Human Rights Watch called on the Cambodian government to allow the U.N. High Commissioner for Refugees immediate access to the North Korean asylum seekers, who have been held by immigration police in Phnom Penh since September 5. The group, which includes two women, has reportedly requested to resettle in South Korea.

In recent years, hundreds of North Koreans have fled to Southeast Asian countries after transiting through China. In late July, 468 North Koreans were flown from several Southeast Asian countries to Seoul via Vietnam.
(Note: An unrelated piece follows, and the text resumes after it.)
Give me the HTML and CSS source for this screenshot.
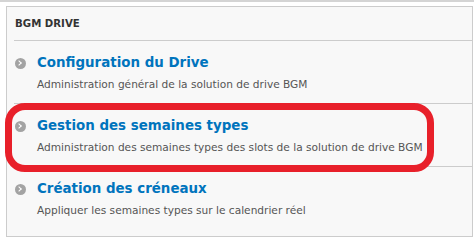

Some had reportedly stayed in Southeast Asia for more than a year.

“Cambodians who survived the Khmer Rouge regime are all too familiar with the kinds of severe repression that North Koreans suffer,” said Brad Adams, executive director of Human Rights Watch’s Asia Division. “Cambodia should honor its obligations as a party to the Refugee Convention to protect North Korean asylum seekers, not send them back.”

Human Rights Watch and others have reported on the widespread repression of human rights in North Korea. There is no freedom of expression or religion, and independent labor organizations are illegal. Like the Khmer Rouge, which ruled Cambodia from 1975-79, the North Korean government divides the population into different categories—“core,” “wavering,” and “hostile”—based on the government's assessment of an individual’s political loyalty. Basic services, such as access to healthcare and education, are parceled out according to this classification scheme.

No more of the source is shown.